第1部 吉崎 利生氏 講演要旨 「まちづくりとコミュニティ戦略」

吉崎 利生氏 講演

 結婚式の移り変わりがまちづくりに通じるものがある。

 昭和40年代の結婚式は、自宅での結婚式(地域・家庭のつながり、持ち寄り型)であった。その後、昭和50年後半から、結婚式場での結婚式(お任せ型、人とのわずらわしい関わりが無くなりお金を出せば全部処理)の結婚式となり、家庭地域との関わりが薄れていく。平成時代も21世紀に入ると、結婚式は、会費制グループでの結婚式(持ち寄り21世紀型)となる。21世紀持ち寄り型とは、お互い様という信頼関係、年功序列が無くなり平等、オープンでフラットな関係での結婚式が特徴である。

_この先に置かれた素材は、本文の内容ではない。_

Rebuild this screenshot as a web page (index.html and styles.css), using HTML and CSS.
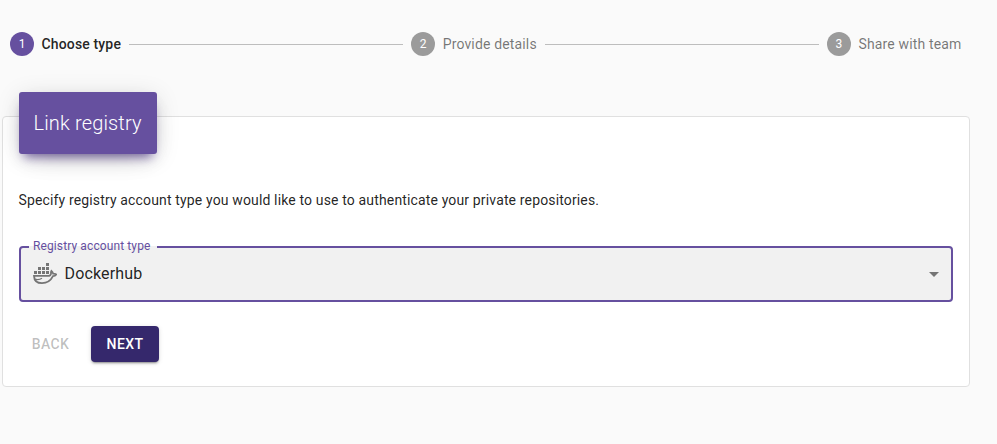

 地域についても同様であり、人と人の関わり、地域の関わりが薄れてきた頃から行政にお任せといった状況となってきた。平成の大合併時に言われ出したのが「選択と集中」の時代であり、合併により、個々地域のことに行政は動けなくなり(平等の扱い)、地域の皆がどう考えているか、市民の声により個性あふれる地域づくりを行う方策に進んできた。地域の人々が何をしたいかハッキリさせないと選択と集中はできない。行政は動けない状態となる。そこで住民はどうしたら地域づくりが進められるか。まず想いを伝える(やらなければならないこと、やるべきことを確かにする)。そして、21世紀型持ち寄り組織をつくる、志のある者はグループを組む。地域だけでできないことはNPO法人等に任す。地域でできないこともできる人に任す。若者に任すことが必要となってくる。オープンでフラットな地域運営が必要な時代となってきている。

 コミュニティ協議会は、単なる地縁団体ではなく実施体(事業体)であることを認識し、そして、コミ協を創る時には、地域に対し想いを込め、事業性のバランスをとり、利益が出るように計画し(「射利の考え」)、いつまでも補助金目当てではなく、儲けを出し、自立する。地域に雇用を作れるように射利の考え方を持つことが重要である。